I was very fortunate to sit in a number of organisations that had high profiles and a high expectation to be a voice for Aboriginal people. I was blessed with that opportunity to be in those positions and create that influence. So, I try to use whatever context I have to do good.
What I believe I’ve learned in life is that you spend probably the first 40 years in life being confident and trying to learn who you are. And the next 40 years in life should be used putting your learnings to do good and make a difference.
And so I look back now and say… I would like to see the next legacy of Aboriginal affairs be the enjoyment of Native Title. I would like to see the constitutional recognition of Aboriginal people. I’d like to see an organisation that can represent the voice of grass roots Aboriginal people. And I would like to see Australia come in line with the rest of the world and create structures where there can be treaties, negotiations and settlements.

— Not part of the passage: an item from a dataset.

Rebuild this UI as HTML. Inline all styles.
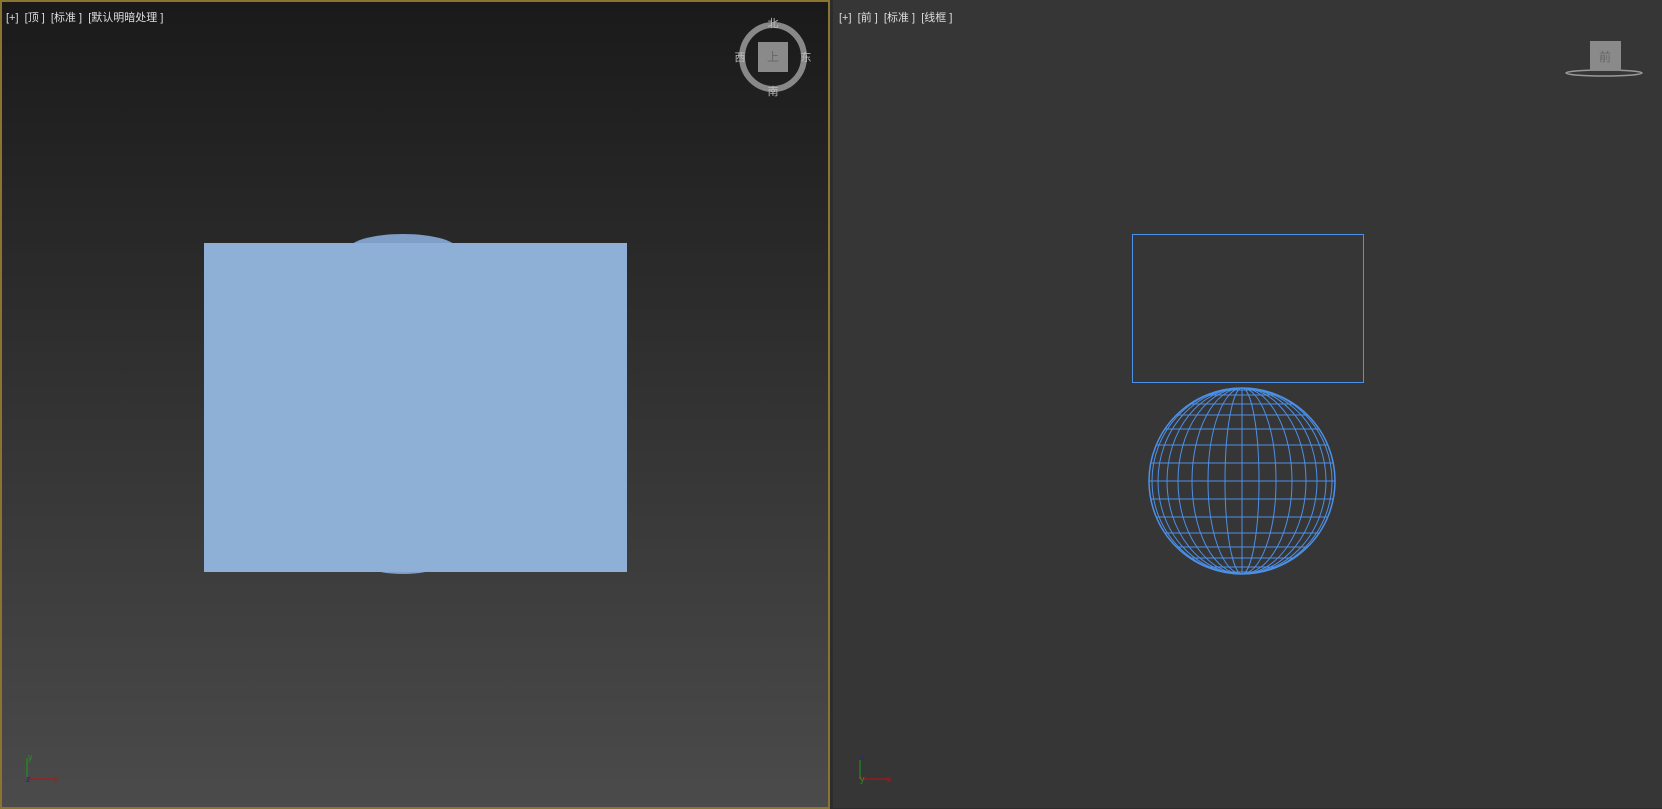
<!DOCTYPE html><html><head><meta charset="utf-8"><style>
body{margin:0;width:1662px;height:808px;background:#2c2c2c;overflow:hidden;font-family:"Liberation Sans","Noto Sans CJK SC",sans-serif}
#l{position:absolute;left:0;top:0;width:826px;height:805px;border:1px solid #8a7430;border-width:2px 2px 2px 2px;background:linear-gradient(#1a1a1a,#4b4b4b)}
#r{position:absolute;left:833px;top:0;width:829px;height:808px;background:#363636}
.t{position:absolute;color:#ddd;font-size:11px;top:9px;white-space:pre}
</style></head><body>
<div id="l"></div><div id="r"></div>
<div class="t" style="left:6px">[+]  [顶 ]  [标准 ]  [默认明暗处理 ]</div>
<div class="t" style="left:839px">[+]  [前 ]  [标准 ]  [线框 ]</div>
<svg width="1662" height="808" style="position:absolute;left:0;top:0">
<ellipse cx="403" cy="250" rx="55" ry="16" fill="#7f9fc8"/>
<ellipse cx="403" cy="568" rx="30" ry="6" fill="#7f9fc8"/>
<rect x="204" y="243" width="423" height="329" fill="#8fb0d6"/>
<ellipse cx="773" cy="57" rx="31" ry="32" fill="none" stroke="#888" stroke-width="6"/>
<rect x="758" y="42" width="30" height="30" fill="#8a8a8a"/>
<text x="773" y="27" fill="#bbb" font-size="11" text-anchor="middle">北</text>
<text x="773" y="95" fill="#bbb" font-size="11" text-anchor="middle">南</text>
<text x="740" y="61" fill="#bbb" font-size="11" text-anchor="middle">西</text>
<text x="806" y="61" fill="#bbb" font-size="11" text-anchor="middle">东</text>
<text x="773" y="61" fill="#666" font-size="12" text-anchor="middle">上</text>
<ellipse cx="1604" cy="73" rx="38" ry="3" fill="none" stroke="#999" stroke-width="1.5"/>
<rect x="1590" y="41" width="31" height="30" fill="#8a8a8a"/>
<text x="1605" y="61" fill="#666" font-size="12" text-anchor="middle">前</text>
<rect x="1132.5" y="234.5" width="231" height="148" fill="none" stroke="#4d90e8"/>
<g fill="none" stroke="#4d90e8" stroke-width="1">
<circle cx="1242" cy="481" r="93" stroke-width="1.5"/>
<line x1="1242" y1="388" x2="1242" y2="574"/>
<ellipse cx="1242" cy="481" rx="17" ry="93"/><ellipse cx="1242" cy="481" rx="34" ry="93"/><ellipse cx="1242" cy="481" rx="50" ry="93"/><ellipse cx="1242" cy="481" rx="64" ry="93"/><ellipse cx="1242" cy="481" rx="75" ry="93"/><ellipse cx="1242" cy="481" rx="84" ry="93"/><ellipse cx="1242" cy="481" rx="90" ry="93"/>
<line x1="1224" y1="390" x2="1260" y2="390"/><line x1="1206" y1="395" x2="1278" y2="395"/><line x1="1190" y1="404" x2="1294" y2="404"/><line x1="1176" y1="415" x2="1308" y2="415"/><line x1="1165" y1="429" x2="1319" y2="429"/><line x1="1156" y1="445" x2="1328" y2="445"/><line x1="1151" y1="463" x2="1333" y2="463"/><line x1="1149" y1="481" x2="1335" y2="481"/><line x1="1151" y1="499" x2="1333" y2="499"/><line x1="1156" y1="517" x2="1328" y2="517"/><line x1="1165" y1="533" x2="1319" y2="533"/><line x1="1176" y1="547" x2="1308" y2="547"/><line x1="1190" y1="558" x2="1294" y2="558"/><line x1="1206" y1="567" x2="1278" y2="567"/><line x1="1224" y1="572" x2="1260" y2="572"/>
</g>
<line x1="27" y1="758" x2="27" y2="778" stroke="#1a9a1a"/><line x1="27" y1="779" x2="55" y2="779" stroke="#c01010"/>
<text x="28" y="760" fill="#1a9a1a" font-size="9">y</text><text x="54" y="782" fill="#c01010" font-size="9">x</text><text x="26" y="782" fill="#2020c0" font-size="9">z</text>
<line x1="860" y1="760" x2="860" y2="779" stroke="#1a9a1a"/><line x1="860" y1="779" x2="888" y2="779" stroke="#c01010"/>
<text x="860" y="760" fill="#2020c0" font-size="9">z</text><text x="887" y="782" fill="#c01010" font-size="9">x</text><text x="860" y="782" fill="#1a9a1a" font-size="9">y</text>
</svg>
</body></html>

Because one thing that I’ve learnt in my region, is back in the 1880s, the sovereign power of the State created pastoral leases that allowed the State and private families and corporations to build the economic wealth of their society, while our families were locked out in reserves and had to get permission to work.
I would like to see the pendulum and the balance swing back, where Western Australia can do good and settle a lot of those things. We were locked out of the economy. We weren’t able to own land. We weren’t able to build our economic base. But I think I’ve demonstrated in the past six years that we can run businesses and pastoral stations to the level of anyone else.
So, I’d like to see, through this treaty/voice/truth process, that we can reconcile and the pendulum of justice can swing back. One where we can be properly compensated, or have a process where we can have a resolution and our place firmly stamped. We will never make up for the opportunities lost. We just need a more equal playing field.